Natal sem nóia
Eu amo o Natal, mas o meu Natal, cheio de singeleza e gratuidade: abraço de criança e cachorro girando ao redor da árvore
A eletricidade no ar, a pressa, a angústia não me deixam enganar.
Os shoppings lotados, as vitrines apinhadas, as lojas transbordantes não me deixam enganar.
As luzes piscantes, o vermelho, o verde, o dourado, o trânsito recorde não me deixam enganar.
As filas, as etiquetas de preço, os envelopes de mala direta não me deixam enganar.
Um velho postiço, de barba e barriga postiças, em trajes glaciais sorri e acena em meio ao próprio derretimento. Em São Paulo, 33 graus.
É Natal.
As amigas psicanalistas informam que nesta época os consultórios ficam cheios. Atendem todo o tipo de gente: adolescentes, adultos, velhos; negros, brancos, amarelos; ricos, pobres, remediados; solteiros, casados. A angústia é comum, democrática e universal. É Natal.
A crise natalina se espalha como poeira, silenciosamente a princípio, antes dos primeiros acordes de Então É Natal. As famílias vivem distantes, ou encolhidas, enrugadas. A maior expectativa de vida entre nós não resultou em natais mais animados, multigeracionais. Estamos separados pelo trabalho, pela pressa, pela distância, pelo cansaço.
E ainda ter de cozinhar uma ceia inteira.
Quando eu era adolescente, achava curioso o hábito de um vizinho meu, que viajava todo Natal. Era estranho porque sua viagem não era um encontro, a busca pelo ninho perdido. Sua viagem era sempre uma fuga, um desencontro. Viajava para longe em pleno Natal; para qualquer lugar. Se possível, atravessava a data nas nuvens, a 10 mil metros de altitude.
Nunca me atrevi a perguntar o porquê daquele ritual às avessas, daquela fuga que se sedimentava ano a ano. No afã de fugir das cerimônias do Natal e Réveillon, criara uma cerimônia complexa, que envolvia longos períodos de poupança, planejamento logístico, reservas antecipadas.
Hoje entendo melhor o velho Jair e seu ritual. Figura pacata, tristonha, baixinho e atarracado. Era como se o próprio corpo estivesse voltado para dentro, para si, para fugir aos assuntos do mundo. Tinha olhos pequenos, penetrantes, e cabelos negros, da ascendência árabe. Aos cinquenta anos de idade, moravam só Jair e a mãe, que não viajava junto com ele.
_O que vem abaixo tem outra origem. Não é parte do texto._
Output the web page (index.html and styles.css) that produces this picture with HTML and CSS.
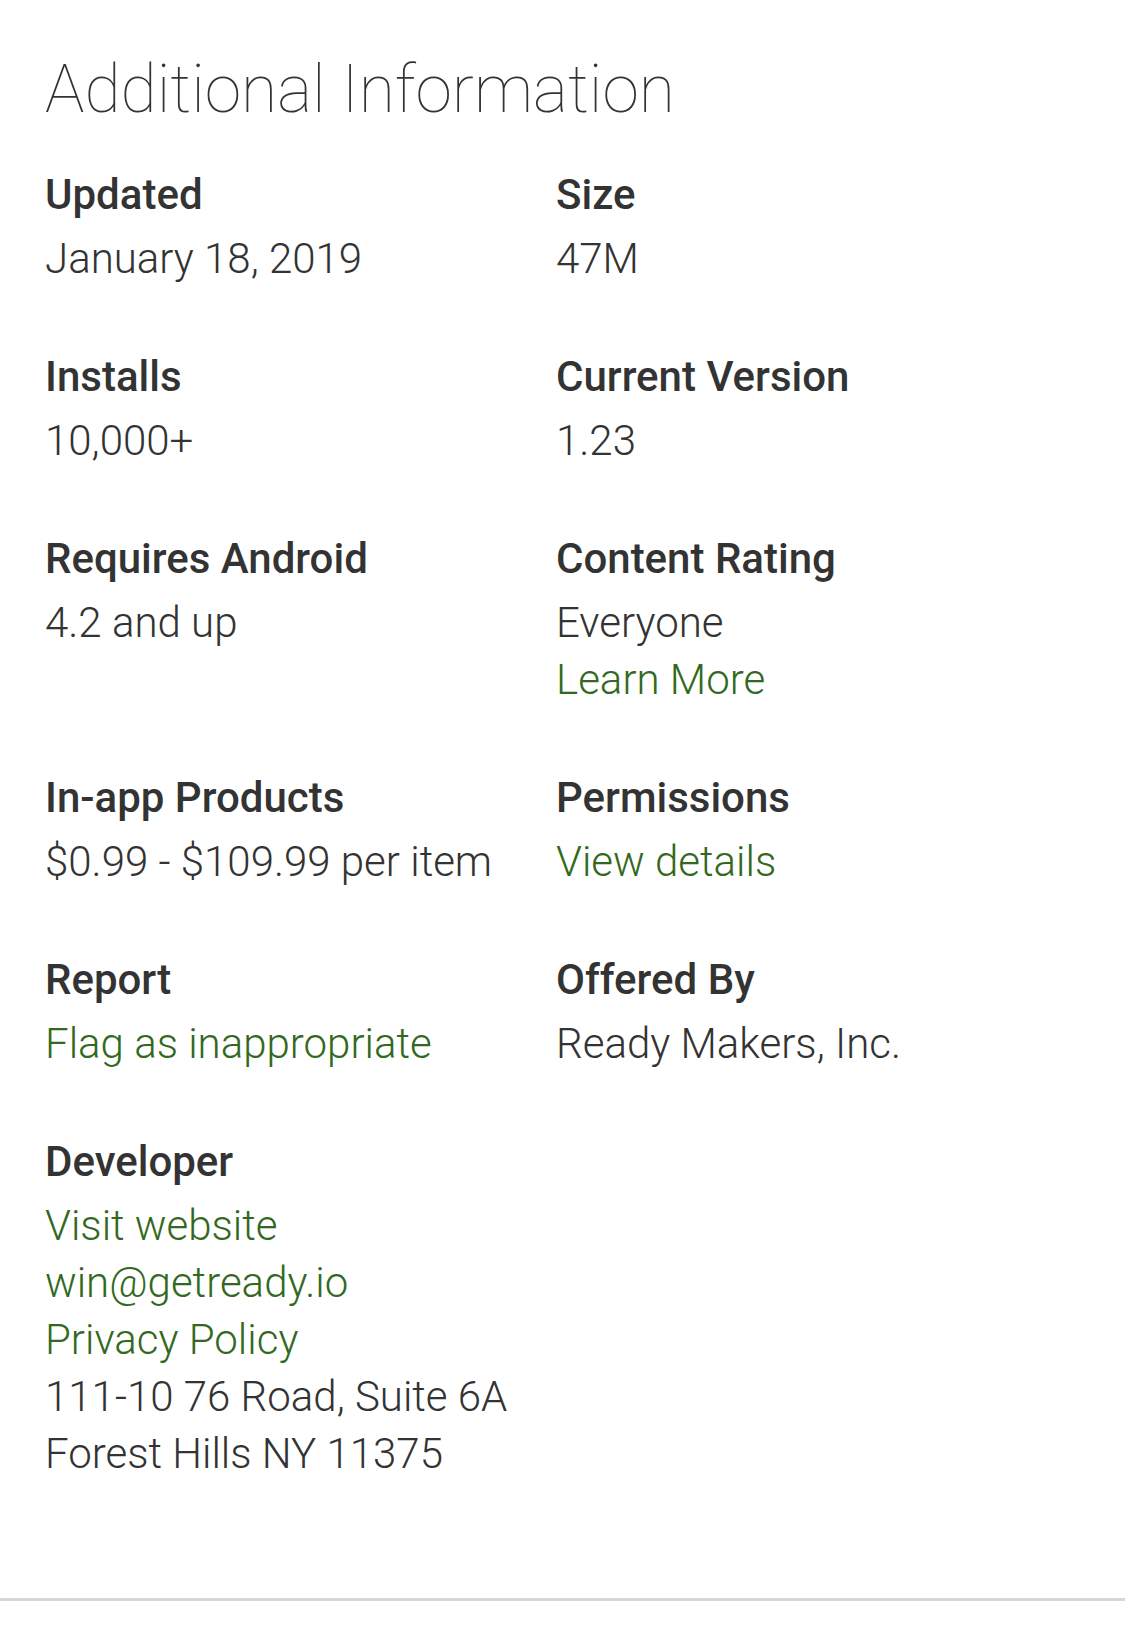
FILE: index.html
```html
<!DOCTYPE html>
<html lang="en">
<head>
  <meta charset="UTF-8">
  <title>Additional Information</title>
  <link rel="stylesheet" href="styles.css">
</head>
<body>
  <div class="info-section">
    <h1 class="info-title">Additional Information</h1>

    <div class="info-grid">
      <div class="info-item">
        <div class="info-label">Updated</div>
        <div class="info-value">January 18, 2019</div>
      </div>
      <div class="info-item">
        <div class="info-label">Size</div>
        <div class="info-value">47M</div>
      </div>

      <div class="info-item">
        <div class="info-label">Installs</div>
        <div class="info-value">10,000+</div>
      </div>
      <div class="info-item">
        <div class="info-label">Current Version</div>
        <div class="info-value">1.23</div>
      </div>

      <div class="info-item">
        <div class="info-label">Requires Android</div>
        <div class="info-value">4.2 and up</div>
      </div>
      <div class="info-item">
        <div class="info-label">Content Rating</div>
        <div class="info-value">Everyone</div>
        <a class="info-value info-link" href="#">Learn More</a>
      </div>

      <div class="info-item">
        <div class="info-label">In-app Products</div>
        <div class="info-value">$0.99 - $109.99 per item</div>
      </div>
      <div class="info-item">
        <div class="info-label">Permissions</div>
        <a class="info-value info-link" href="#">View details</a>
      </div>

      <div class="info-item">
        <div class="info-label">Report</div>
        <a class="info-value info-link" href="#">Flag as inappropriate</a>
      </div>
      <div class="info-item">
        <div class="info-label">Offered By</div>
        <div class="info-value">Ready Makers, Inc.</div>
      </div>

      <div class="info-item">
        <div class="info-label">Developer</div>
        <a class="info-value info-link" href="#">Visit website</a>
        <a class="info-value info-link" href="#">win@getready.io</a>
        <a class="info-value info-link" href="#">Privacy Policy</a>
        <div class="info-value">111-10 76 Road, Suite 6A</div>
        <div class="info-value">Forest Hills NY 11375</div>
      </div>
    </div>
  </div>
  <div class="info-divider"></div>
</body>
</html>
```

FILE: styles.css
```css
body {
  margin: 0;
  background: #fff;
  font-family: Roboto, "Liberation Sans", sans-serif;
  color: #333;
}

.info-section {
  padding: 57px 0 0 45px;
}

.info-title {
  margin: 0 0 43px;
  font-size: 66px;
  line-height: 66px;
  font-weight: 100;
  color: #333;
}

.info-grid {
  display: grid;
  grid-template-columns: 511px 1fr;
  row-gap: 61px;
}

.info-item {
  display: flex;
  flex-direction: column;
  align-items: flex-start;
}

.info-label {
  font-size: 42px;
  line-height: 57px;
  font-weight: 500;
  margin-bottom: 7px;
}

.info-value {
  font-size: 42px;
  line-height: 57px;
  font-weight: 300;
  color: #333;
}

.info-link {
  color: #33691e;
  text-decoration: none;
}

.info-divider {
  height: 3px;
  background: #d6d6d6;
  margin-top: 116px;
}
```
Nunca soube como ela passava o Natal – talvez com parentes no interior. Mas entendi, tardiamente, a urgência de fuga de seu Jair. Sua sensação de deslocamento perpétuo, que se acirrava na época dos falsos Papais Noéis oferecendo falsos abraços e doces embalados a vácuo. Oferecendo um Natal ultraprocessado e embalado a vácuo.
Não sei se de lá para cá as sensações e festejos de fim de ano pioraram ou se sempre foram algo assim, industrializadas. O verme da nostalgia, que corrói silenciosamente, me impele sempre a crer que os Anos Dourados passaram.
Será?
Pela janela vejo todos correrem como bichos estressados. O ano vai acabar logo ali. Subitamente percebem que têm apenas duas semanas para resolver todas as suas pendências. Alguns quererão fazer um filho, outros, escrever um livro, outros ainda, esculpir um corpo televisionável.
Eu tento me distrair de todas as coisas que não fiz – e não farei, certamente, antes do 31 de dezembro.
Ligo o rádio.
Uma ouvinte angustiada pede a um consultor financeiro que a ajude a administrar as compras de Natal. Fez as contas e previu um gasto de três mil reais, somando presentes aos amigos “VIPs”, aos “queridos” e à gente que ganhará “lembrancinha”. Multiplicou e somou as despesas. Desesperou-se. Nem com todo o décimo-terceiro salário poderia pagar.
Esqueceu, coitada, que Natal não é tempo de fazer ou de prestar contas; de somar ou de multiplicar fatores.
Bom mesmo era dividir.
E a solução, José? E agora, o que fazer? A solução, minha amiga? Nenhuma. Há problemas que não têm solução — no Natal, no Réveillon e na vida.
Apenas aceita-se, a seu tempo, a sua extensão.
[Eu amo o Natal, mas o meu Natal, cheio de singeleza e gratuidade: abraço de criança e cachorro girando ao redor da árvore. Feliz Natal!]